Objective
Return the count of lines that hold the string "React", with no other words.

Source data
begin
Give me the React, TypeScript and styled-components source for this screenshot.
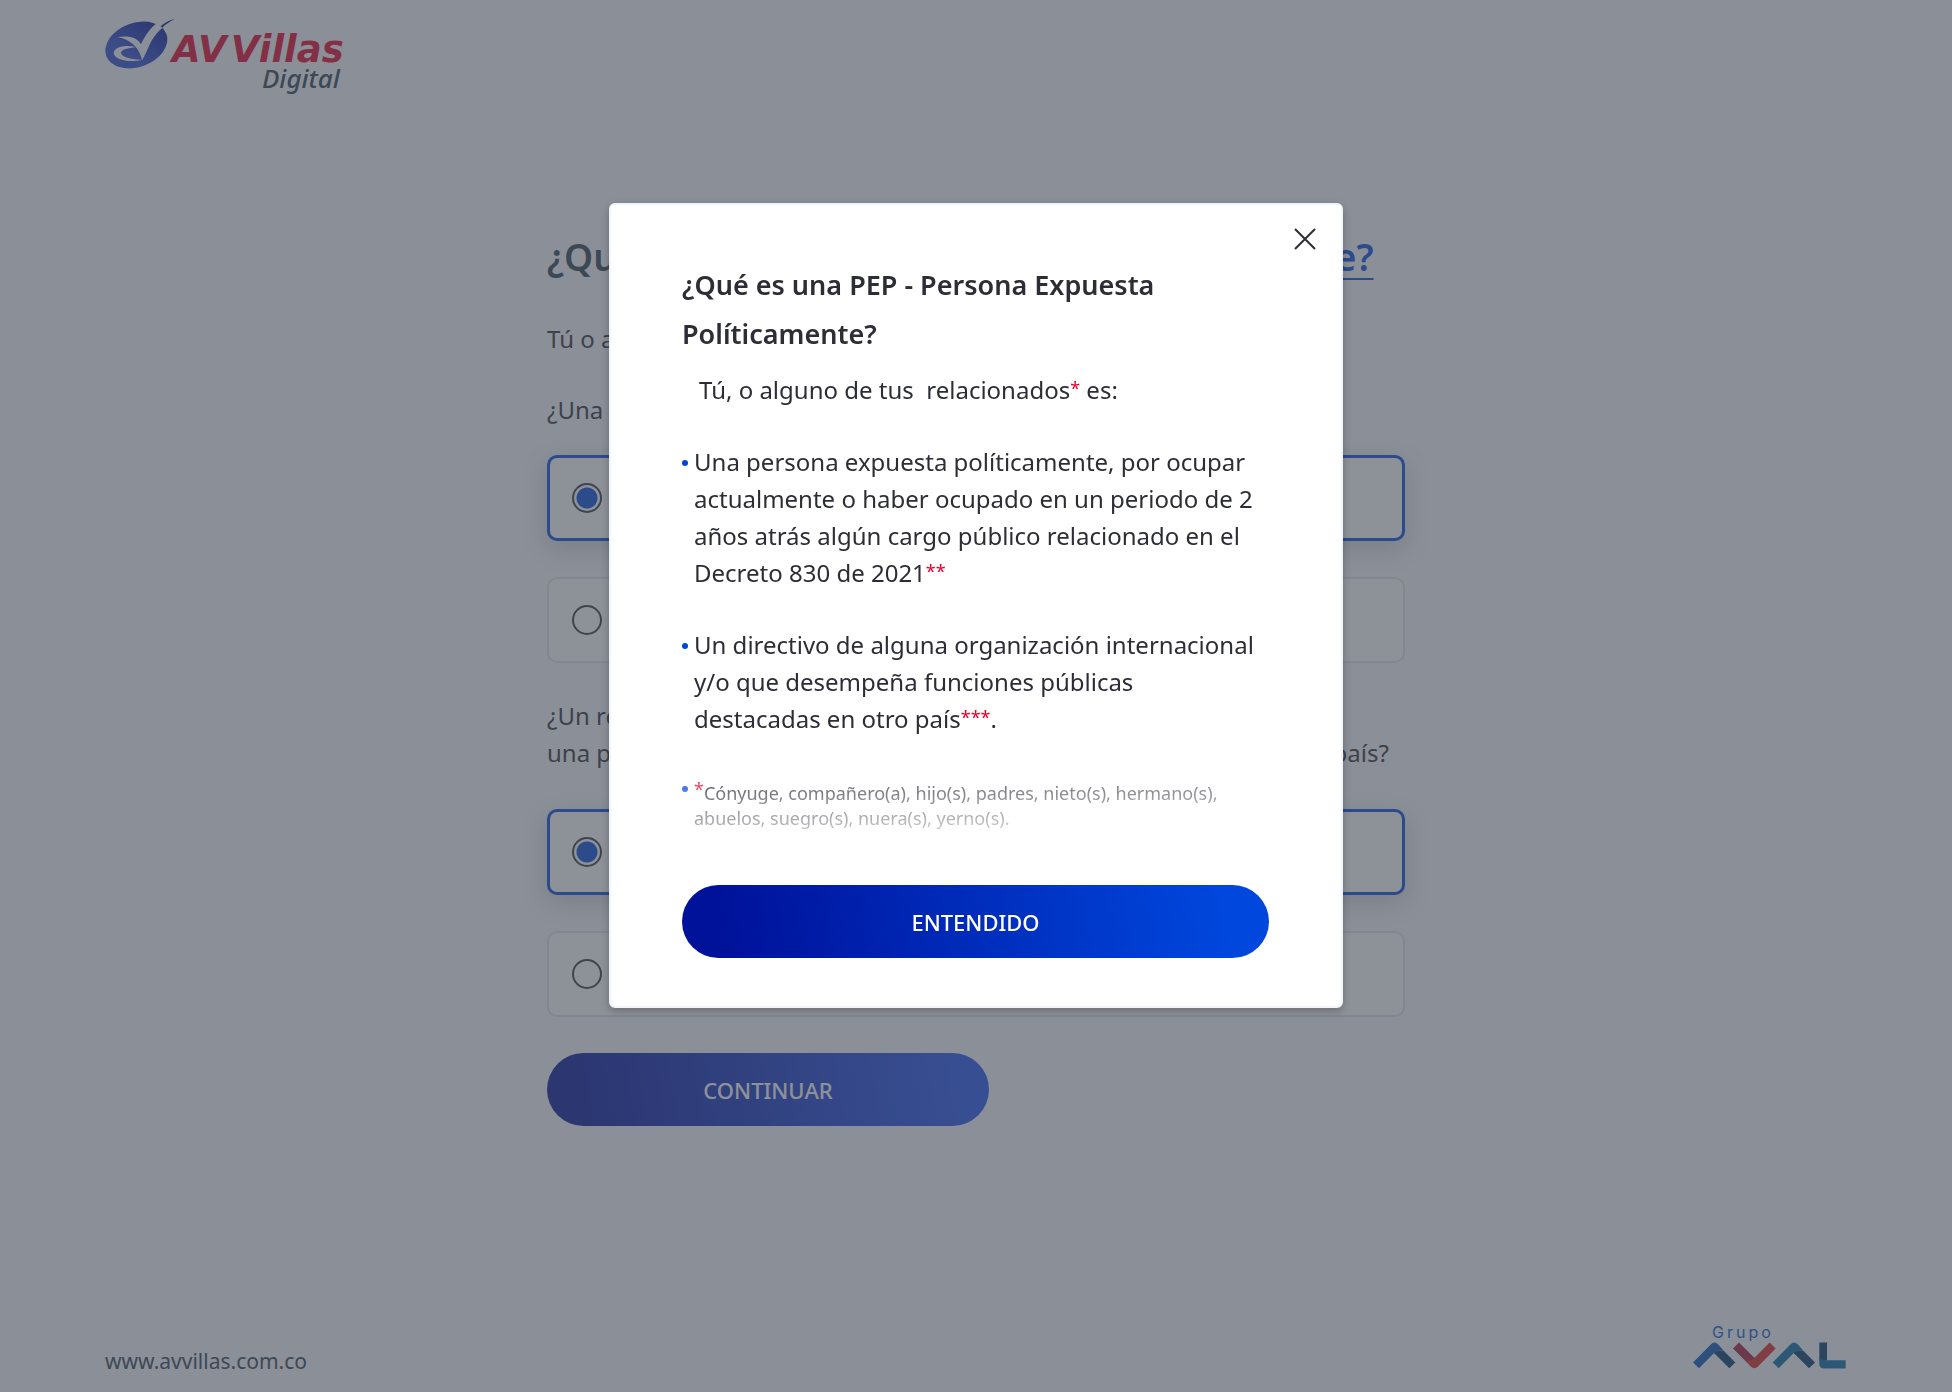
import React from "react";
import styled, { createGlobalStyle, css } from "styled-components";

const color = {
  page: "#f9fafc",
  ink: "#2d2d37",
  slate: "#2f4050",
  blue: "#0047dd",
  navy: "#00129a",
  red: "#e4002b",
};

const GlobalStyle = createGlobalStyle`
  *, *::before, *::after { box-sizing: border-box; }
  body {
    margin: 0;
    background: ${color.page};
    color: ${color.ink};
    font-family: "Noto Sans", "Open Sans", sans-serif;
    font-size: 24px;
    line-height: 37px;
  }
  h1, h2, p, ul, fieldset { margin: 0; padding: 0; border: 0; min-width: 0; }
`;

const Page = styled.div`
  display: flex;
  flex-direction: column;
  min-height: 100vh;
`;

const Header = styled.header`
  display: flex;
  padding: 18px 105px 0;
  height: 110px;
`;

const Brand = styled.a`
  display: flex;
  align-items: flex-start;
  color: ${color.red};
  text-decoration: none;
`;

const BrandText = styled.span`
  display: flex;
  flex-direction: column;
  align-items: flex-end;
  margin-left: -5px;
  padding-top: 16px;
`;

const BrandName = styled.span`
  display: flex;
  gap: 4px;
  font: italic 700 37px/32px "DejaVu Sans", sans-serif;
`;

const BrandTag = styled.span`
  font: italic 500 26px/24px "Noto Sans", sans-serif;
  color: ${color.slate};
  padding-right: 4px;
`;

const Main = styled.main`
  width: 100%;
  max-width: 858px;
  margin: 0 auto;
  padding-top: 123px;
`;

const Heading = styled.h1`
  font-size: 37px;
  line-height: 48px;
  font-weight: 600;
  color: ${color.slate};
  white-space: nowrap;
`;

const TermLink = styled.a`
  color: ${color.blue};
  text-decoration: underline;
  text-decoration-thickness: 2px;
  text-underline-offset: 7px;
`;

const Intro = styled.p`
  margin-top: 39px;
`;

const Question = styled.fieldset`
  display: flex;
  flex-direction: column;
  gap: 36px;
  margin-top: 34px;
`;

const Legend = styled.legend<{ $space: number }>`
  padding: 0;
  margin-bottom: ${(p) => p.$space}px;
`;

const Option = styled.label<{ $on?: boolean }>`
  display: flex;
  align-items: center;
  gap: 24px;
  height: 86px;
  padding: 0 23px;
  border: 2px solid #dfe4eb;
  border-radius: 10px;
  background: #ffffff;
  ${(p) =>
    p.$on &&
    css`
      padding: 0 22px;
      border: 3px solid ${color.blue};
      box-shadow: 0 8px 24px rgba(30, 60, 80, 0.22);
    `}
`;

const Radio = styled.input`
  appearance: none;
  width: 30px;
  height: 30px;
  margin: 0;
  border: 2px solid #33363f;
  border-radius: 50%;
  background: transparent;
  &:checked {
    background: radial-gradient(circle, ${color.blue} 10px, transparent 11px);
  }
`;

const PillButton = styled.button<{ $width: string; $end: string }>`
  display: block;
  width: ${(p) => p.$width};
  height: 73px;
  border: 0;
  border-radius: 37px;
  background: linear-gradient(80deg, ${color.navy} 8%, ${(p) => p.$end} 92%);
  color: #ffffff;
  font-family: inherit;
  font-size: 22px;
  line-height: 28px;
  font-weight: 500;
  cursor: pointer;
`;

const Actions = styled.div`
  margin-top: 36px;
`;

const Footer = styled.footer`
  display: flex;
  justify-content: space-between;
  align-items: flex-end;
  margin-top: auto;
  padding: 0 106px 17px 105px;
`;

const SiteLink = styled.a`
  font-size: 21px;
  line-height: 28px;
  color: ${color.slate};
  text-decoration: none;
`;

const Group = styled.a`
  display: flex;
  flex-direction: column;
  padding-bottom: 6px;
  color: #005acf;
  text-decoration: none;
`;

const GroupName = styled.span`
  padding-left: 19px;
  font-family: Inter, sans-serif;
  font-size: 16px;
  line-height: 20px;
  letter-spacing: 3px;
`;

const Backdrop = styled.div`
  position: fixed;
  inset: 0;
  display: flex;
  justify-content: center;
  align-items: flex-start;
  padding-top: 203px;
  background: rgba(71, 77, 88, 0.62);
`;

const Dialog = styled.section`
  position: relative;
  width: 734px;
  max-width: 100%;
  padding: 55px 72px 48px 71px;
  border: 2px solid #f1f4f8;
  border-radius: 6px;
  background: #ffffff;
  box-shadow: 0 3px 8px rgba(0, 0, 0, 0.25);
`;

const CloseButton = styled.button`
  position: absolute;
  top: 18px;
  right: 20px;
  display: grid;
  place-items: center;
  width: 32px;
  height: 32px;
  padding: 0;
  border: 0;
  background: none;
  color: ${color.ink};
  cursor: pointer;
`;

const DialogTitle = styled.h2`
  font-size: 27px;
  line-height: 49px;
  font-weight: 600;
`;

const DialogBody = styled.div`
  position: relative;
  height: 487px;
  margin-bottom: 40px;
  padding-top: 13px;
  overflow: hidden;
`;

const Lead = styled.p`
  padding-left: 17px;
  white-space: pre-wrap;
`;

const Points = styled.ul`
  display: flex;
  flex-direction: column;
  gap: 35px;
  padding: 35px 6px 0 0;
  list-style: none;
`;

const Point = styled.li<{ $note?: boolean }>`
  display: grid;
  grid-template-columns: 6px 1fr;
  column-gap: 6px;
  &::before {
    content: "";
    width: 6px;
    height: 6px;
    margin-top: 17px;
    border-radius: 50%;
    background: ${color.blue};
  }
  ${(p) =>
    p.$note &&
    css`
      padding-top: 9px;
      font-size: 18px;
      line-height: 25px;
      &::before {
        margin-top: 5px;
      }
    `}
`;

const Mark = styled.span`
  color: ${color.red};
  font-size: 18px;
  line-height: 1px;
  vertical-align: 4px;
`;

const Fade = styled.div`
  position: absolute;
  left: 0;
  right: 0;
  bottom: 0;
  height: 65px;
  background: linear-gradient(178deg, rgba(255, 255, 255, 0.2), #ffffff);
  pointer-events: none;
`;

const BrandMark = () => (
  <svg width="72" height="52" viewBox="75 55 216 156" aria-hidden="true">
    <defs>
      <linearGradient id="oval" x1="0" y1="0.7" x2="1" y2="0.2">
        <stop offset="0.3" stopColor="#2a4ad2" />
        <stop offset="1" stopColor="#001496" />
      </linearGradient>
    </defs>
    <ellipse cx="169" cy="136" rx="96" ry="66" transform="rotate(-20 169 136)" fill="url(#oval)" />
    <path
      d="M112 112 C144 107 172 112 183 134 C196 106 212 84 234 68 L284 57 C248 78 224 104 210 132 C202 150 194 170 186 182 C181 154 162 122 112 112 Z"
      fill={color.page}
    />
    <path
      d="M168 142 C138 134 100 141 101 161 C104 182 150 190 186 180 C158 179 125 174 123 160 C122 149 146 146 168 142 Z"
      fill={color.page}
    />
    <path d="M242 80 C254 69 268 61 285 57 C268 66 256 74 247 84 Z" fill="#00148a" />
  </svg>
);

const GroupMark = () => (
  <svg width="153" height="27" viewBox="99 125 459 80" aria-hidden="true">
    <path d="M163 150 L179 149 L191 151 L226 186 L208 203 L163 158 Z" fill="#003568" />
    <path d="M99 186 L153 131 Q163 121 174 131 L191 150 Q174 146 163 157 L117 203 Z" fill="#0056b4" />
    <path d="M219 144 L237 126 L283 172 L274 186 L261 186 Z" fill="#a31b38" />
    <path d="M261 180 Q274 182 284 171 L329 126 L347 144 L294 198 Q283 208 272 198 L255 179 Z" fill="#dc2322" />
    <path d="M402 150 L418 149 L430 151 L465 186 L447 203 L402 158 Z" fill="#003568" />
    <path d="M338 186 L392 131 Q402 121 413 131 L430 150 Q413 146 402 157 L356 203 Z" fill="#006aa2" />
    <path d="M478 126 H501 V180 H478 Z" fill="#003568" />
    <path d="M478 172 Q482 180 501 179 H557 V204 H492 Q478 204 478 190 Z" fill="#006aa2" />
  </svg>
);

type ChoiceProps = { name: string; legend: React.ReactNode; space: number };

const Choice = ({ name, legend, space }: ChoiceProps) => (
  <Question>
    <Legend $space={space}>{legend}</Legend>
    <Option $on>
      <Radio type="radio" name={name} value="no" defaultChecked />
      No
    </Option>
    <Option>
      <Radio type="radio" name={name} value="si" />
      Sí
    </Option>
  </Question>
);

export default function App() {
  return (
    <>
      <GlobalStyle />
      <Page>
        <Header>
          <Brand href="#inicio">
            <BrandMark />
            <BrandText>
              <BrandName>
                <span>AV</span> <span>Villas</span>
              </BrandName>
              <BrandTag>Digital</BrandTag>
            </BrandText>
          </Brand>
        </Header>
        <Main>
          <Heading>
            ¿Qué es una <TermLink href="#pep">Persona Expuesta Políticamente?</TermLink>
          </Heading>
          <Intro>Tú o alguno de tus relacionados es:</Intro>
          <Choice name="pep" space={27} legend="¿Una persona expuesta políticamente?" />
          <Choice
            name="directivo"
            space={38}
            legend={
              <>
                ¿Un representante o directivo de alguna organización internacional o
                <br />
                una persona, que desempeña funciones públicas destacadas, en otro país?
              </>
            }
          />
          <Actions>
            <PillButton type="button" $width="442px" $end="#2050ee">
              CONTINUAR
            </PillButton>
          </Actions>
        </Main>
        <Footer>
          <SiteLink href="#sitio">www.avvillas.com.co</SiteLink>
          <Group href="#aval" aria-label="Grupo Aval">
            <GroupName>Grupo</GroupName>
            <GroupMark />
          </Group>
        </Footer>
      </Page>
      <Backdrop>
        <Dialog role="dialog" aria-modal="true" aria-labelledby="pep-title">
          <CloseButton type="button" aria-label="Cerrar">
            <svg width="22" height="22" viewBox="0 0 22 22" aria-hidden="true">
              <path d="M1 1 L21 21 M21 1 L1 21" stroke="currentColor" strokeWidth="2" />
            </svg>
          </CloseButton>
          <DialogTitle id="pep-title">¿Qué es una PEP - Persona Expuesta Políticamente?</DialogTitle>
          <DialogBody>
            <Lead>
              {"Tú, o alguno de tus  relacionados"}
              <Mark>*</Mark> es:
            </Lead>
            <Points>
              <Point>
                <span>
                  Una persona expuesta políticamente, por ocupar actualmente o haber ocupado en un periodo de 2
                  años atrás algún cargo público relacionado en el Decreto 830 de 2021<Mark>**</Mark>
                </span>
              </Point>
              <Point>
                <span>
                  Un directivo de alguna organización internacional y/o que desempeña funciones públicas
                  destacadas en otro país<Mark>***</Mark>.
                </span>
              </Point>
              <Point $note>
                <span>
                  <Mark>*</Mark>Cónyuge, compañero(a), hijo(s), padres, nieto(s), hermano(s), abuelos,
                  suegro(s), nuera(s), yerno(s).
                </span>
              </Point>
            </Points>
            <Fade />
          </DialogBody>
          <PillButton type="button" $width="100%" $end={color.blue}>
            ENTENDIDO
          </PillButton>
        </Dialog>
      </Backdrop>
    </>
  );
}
end
Full output
3